| What to work on |
List every line in this data where the string "styles" occurs.

---

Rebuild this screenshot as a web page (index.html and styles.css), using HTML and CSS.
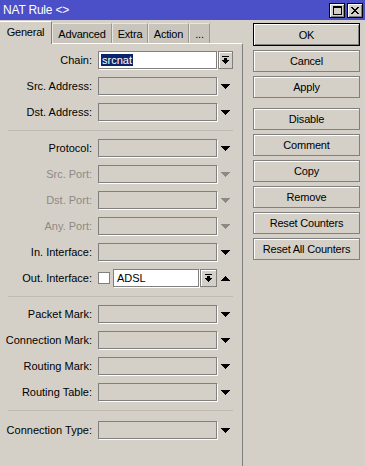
FILE: index.html
```html
<!DOCTYPE html>
<html>
<head>
<meta charset="utf-8">
<link rel="stylesheet" href="styles.css">
</head>
<body>
<div class="window">
  <div class="titlebar">
    <span class="title">NAT Rule &lt;&gt;</span>
    <div class="tbtns">
      <span class="tbtn"><svg width="9" height="9" viewBox="0 0 9 9" shape-rendering="crispEdges"><path d="M0 0h9v9H0zM1 2v6h7V2z" fill="#000" fill-rule="evenodd"/></svg></span>
      <span class="tbtn"><svg width="8" height="7" viewBox="0 0 8 7" shape-rendering="crispEdges"><path d="M0 0h2v1h1v1h2V1h1V0h2v1H7v1H6v1H5v1h1v1h1v1h1v1H6V6H5V5H3v1H2v1H0V6h1V5h1V4h1V3H2V2H1V1H0z" fill="#000"/></svg></span>
    </div>
  </div>
  <div class="main">
    <div class="left">
      <div class="tabs">
        <div class="tab active">General</div>
        <div class="tab t-adv">Advanced</div>
        <div class="tab t-extra">Extra</div>
        <div class="tab t-action">Action</div>
        <div class="tab t-more">...</div>
      </div>
      <div class="panel">
        <div class="row">
          <span class="label">Chain:</span>
          <div class="field white"><span class="sel">srcnat</span></div>
          <div class="ddbtn"><svg width="7" height="8" viewBox="0 0 7 8" shape-rendering="crispEdges"><path d="M0 0h7v1H0zM2 2h3v2H2zM0 4h7v1H0zM1 5h5v1H1zM2 6h3v1H2zM3 7h1v1H3z" fill="#000"/></svg></div>
        </div>
        <div class="row">
          <span class="label">Src. Address:</span>
          <div class="field"></div>
          <span class="arrow"><svg width="9" height="5" viewBox="0 0 9 5" shape-rendering="crispEdges"><path d="M0 0h9v1H0zM1 1h7v1H1zM2 2h5v1H2zM3 3h3v1H3zM4 4h1v1H4z"/></svg></span>
        </div>
        <div class="row">
          <span class="label">Dst. Address:</span>
          <div class="field"></div>
          <span class="arrow"><svg width="9" height="5" viewBox="0 0 9 5" shape-rendering="crispEdges"><path d="M0 0h9v1H0zM1 1h7v1H1zM2 2h5v1H2zM3 3h3v1H3zM4 4h1v1H4z"/></svg></span>
        </div>
        <div class="sep"></div>
        <div class="row">
          <span class="label">Protocol:</span>
          <div class="field"></div>
          <span class="arrow"><svg width="9" height="5" viewBox="0 0 9 5" shape-rendering="crispEdges"><path d="M0 0h9v1H0zM1 1h7v1H1zM2 2h5v1H2zM3 3h3v1H3zM4 4h1v1H4z"/></svg></span>
        </div>
        <div class="row disabled">
          <span class="label">Src. Port:</span>
          <div class="field"></div>
          <span class="arrow"><svg width="9" height="5" viewBox="0 0 9 5" shape-rendering="crispEdges"><path d="M0 0h9v1H0zM1 1h7v1H1zM2 2h5v1H2zM3 3h3v1H3zM4 4h1v1H4z"/></svg></span>
        </div>
        <div class="row disabled">
          <span class="label">Dst. Port:</span>
          <div class="field"></div>
          <span class="arrow"><svg width="9" height="5" viewBox="0 0 9 5" shape-rendering="crispEdges"><path d="M0 0h9v1H0zM1 1h7v1H1zM2 2h5v1H2zM3 3h3v1H3zM4 4h1v1H4z"/></svg></span>
        </div>
        <div class="row disabled">
          <span class="label">Any. Port:</span>
          <div class="field"></div>
          <span class="arrow"><svg width="9" height="5" viewBox="0 0 9 5" shape-rendering="crispEdges"><path d="M0 0h9v1H0zM1 1h7v1H1zM2 2h5v1H2zM3 3h3v1H3zM4 4h1v1H4z"/></svg></span>
        </div>
        <div class="row">
          <span class="label">In. Interface:</span>
          <div class="field"></div>
          <span class="arrow"><svg width="9" height="5" viewBox="0 0 9 5" shape-rendering="crispEdges"><path d="M0 0h9v1H0zM1 1h7v1H1zM2 2h5v1H2zM3 3h3v1H3zM4 4h1v1H4z"/></svg></span>
        </div>
        <div class="row">
          <span class="label">Out. Interface:</span>
          <div class="outgroup">
            <span class="check"></span>
            <div class="field white adsl">ADSL</div>
            <div class="ddbtn small"><svg width="7" height="8" viewBox="0 0 7 8" shape-rendering="crispEdges"><path d="M0 0h7v1H0zM2 2h3v2H2zM0 4h7v1H0zM1 5h5v1H1zM2 6h3v1H2zM3 7h1v1H3z" fill="#000"/></svg></div>
          </div>
          <span class="arrow"><svg width="9" height="5" viewBox="0 0 9 5" shape-rendering="crispEdges"><path d="M4 0h1v1H4zM3 1h3v1H3zM2 2h5v1H2zM1 3h7v1H1zM0 4h9v1H0z"/></svg></span>
        </div>
        <div class="sep"></div>
        <div class="row">
          <span class="label">Packet Mark:</span>
          <div class="field"></div>
          <span class="arrow"><svg width="9" height="5" viewBox="0 0 9 5" shape-rendering="crispEdges"><path d="M0 0h9v1H0zM1 1h7v1H1zM2 2h5v1H2zM3 3h3v1H3zM4 4h1v1H4z"/></svg></span>
        </div>
        <div class="row">
          <span class="label">Connection Mark:</span>
          <div class="field"></div>
          <span class="arrow"><svg width="9" height="5" viewBox="0 0 9 5" shape-rendering="crispEdges"><path d="M0 0h9v1H0zM1 1h7v1H1zM2 2h5v1H2zM3 3h3v1H3zM4 4h1v1H4z"/></svg></span>
        </div>
        <div class="row">
          <span class="label">Routing Mark:</span>
          <div class="field"></div>
          <span class="arrow"><svg width="9" height="5" viewBox="0 0 9 5" shape-rendering="crispEdges"><path d="M0 0h9v1H0zM1 1h7v1H1zM2 2h5v1H2zM3 3h3v1H3zM4 4h1v1H4z"/></svg></span>
        </div>
        <div class="row">
          <span class="label">Routing Table:</span>
          <div class="field"></div>
          <span class="arrow"><svg width="9" height="5" viewBox="0 0 9 5" shape-rendering="crispEdges"><path d="M0 0h9v1H0zM1 1h7v1H1zM2 2h5v1H2zM3 3h3v1H3zM4 4h1v1H4z"/></svg></span>
        </div>
        <div class="sep last"></div>
        <div class="row">
          <span class="label">Connection Type:</span>
          <div class="field"></div>
          <span class="arrow"><svg width="9" height="5" viewBox="0 0 9 5" shape-rendering="crispEdges"><path d="M0 0h9v1H0zM1 1h7v1H1zM2 2h5v1H2zM3 3h3v1H3zM4 4h1v1H4z"/></svg></span>
        </div>
      </div>
    </div>
    <div class="buttons">
      <div class="btn default">OK</div>
      <div class="btn">Cancel</div>
      <div class="btn">Apply</div>
      <div class="btn spaced">Disable</div>
      <div class="btn">Comment</div>
      <div class="btn">Copy</div>
      <div class="btn">Remove</div>
      <div class="btn">Reset Counters</div>
      <div class="btn">Reset All Counters</div>
    </div>
  </div>
</div>
</body>
</html>
```

FILE: styles.css
```css
html, body {
  margin: 0;
  padding: 0;
  background: #d4d0c8;
}
.window {
  width: 365px;
  height: 466px;
  overflow: hidden;
  display: flex;
  flex-direction: column;
  font-family: "Liberation Sans", Arial, sans-serif;
  font-size: 11px;
  color: #000;
}
.titlebar {
  height: 20px;
  background: #4b4fc8;
  display: flex;
  align-items: center;
  justify-content: space-between;
  padding: 0 2px 0 3px;
  flex: none;
}
.title {
  color: #fff;
  font-size: 12px;
  letter-spacing: -0.2px;
}
.tbtns {
  display: flex;
  gap: 2px;
}
.tbtn {
  width: 16px;
  height: 15px;
  box-sizing: border-box;
  background: #d4d0c8;
  border: 1px solid #000;
  box-shadow: inset 1px 1px 0 #fff, inset -1px -1px 0 #808080;
  display: flex;
  align-items: center;
  justify-content: center;
}
.main {
  flex: 1;
  display: flex;
  min-height: 0;
}
.left {
  width: 243px;
  display: flex;
  flex-direction: column;
  flex: none;
}
.tabs {
  height: 23px;
  display: flex;
  align-items: flex-end;
  padding-top: 1px;
  box-sizing: border-box;
}
.tab {
  height: 20px;
  box-sizing: border-box;
  background: #c9c5bd;
  border-top: 1px solid #e8e6e0;
  border-left: 1px solid #e8e6e0;
  border-right: 1px solid #9c9890;
  display: flex;
  align-items: center;
  justify-content: center;
  letter-spacing: -0.2px;
}
.tab.active {
  height: 23px;
  width: 52px;
  background: #d4d0c8;
  border-top: 1px solid #fff;
  border-left: none;
  border-right: 1px solid #808080;
  padding-bottom: 2px;
  margin-bottom: -1px;
  position: relative;
  z-index: 1;
}
.t-adv { width: 60px; }
.t-extra { width: 36px; }
.t-action { width: 41px; }
.t-more { width: 21px; }
.panel {
  flex: 1;
  border-top: 1px solid #fff;
  border-right: 1px solid #808080;
  display: flex;
  flex-direction: column;
  gap: 8px;
  padding-top: 7px;
}
.row {
  display: flex;
  align-items: center;
  height: 18px;
}
.label {
  width: 92px;
  text-align: right;
  margin-right: 6px;
  white-space: nowrap;
}
.row.disabled .label {
  color: #8c8a85;
}
.field {
  width: 119px;
  height: 18px;
  box-sizing: border-box;
  border: 1px solid #808080;
  box-shadow: 1px 1px 0 #fff;
  flex: none;
}
.field.white {
  background: #fff;
  display: flex;
  align-items: center;
  padding-left: 2px;
}
.sel {
  background: #0a246a;
  color: #fff;
  padding: 0 1px;
  line-height: 12px;
}
.ddbtn {
  width: 15px;
  height: 18px;
  box-sizing: border-box;
  margin-left: 1px;
  border: 1px solid #808080;
  box-shadow: inset 1px 1px 0 #fff;
  background: #d4d0c8;
  display: flex;
  align-items: center;
  justify-content: center;
}
.ddbtn.small {
  width: 17px;
  margin-left: 1px;
}
.arrow {
  width: 17px;
  display: flex;
  justify-content: center;
  fill: #000;
}
.row.disabled .arrow {
  fill: #8c8a85;
}
.outgroup {
  width: 119px;
  display: flex;
  align-items: center;
}
.check {
  width: 12px;
  height: 12px;
  box-sizing: border-box;
  background: #fff;
  border: 1px solid #808080;
  margin-right: 3px;
}
.field.adsl {
  width: 86px;
  padding-left: 3px;
}
.sep {
  height: 1px;
  margin: 1px 9px 0 8px;
  background: #bfbbb3;
}
.sep.last {
  margin-bottom: 2px;
}
.buttons {
  display: flex;
  flex-direction: column;
  gap: 4px;
  padding-top: 4px;
  margin-left: 10px;
  width: 107px;
}
.btn {
  height: 22px;
  box-sizing: border-box;
  border: 1px solid #808080;
  box-shadow: inset 1px 1px 0 #fff;
  display: flex;
  align-items: center;
  justify-content: center;
  letter-spacing: -0.2px;
}
.btn.default {
  height: 23px;
  border: 1px solid #000;
  box-shadow: inset 1px 1px 0 #fff, inset -1px -1px 0 #808080;
  margin-top: -1px;
}
.btn.spaced {
  margin-top: 6px;
}
```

---

| Response to the task |
Rebuild this screenshot as a web page (index.html and styles.css), using HTML and CSS.
<link rel="stylesheet" href="styles.css">
FILE: styles.css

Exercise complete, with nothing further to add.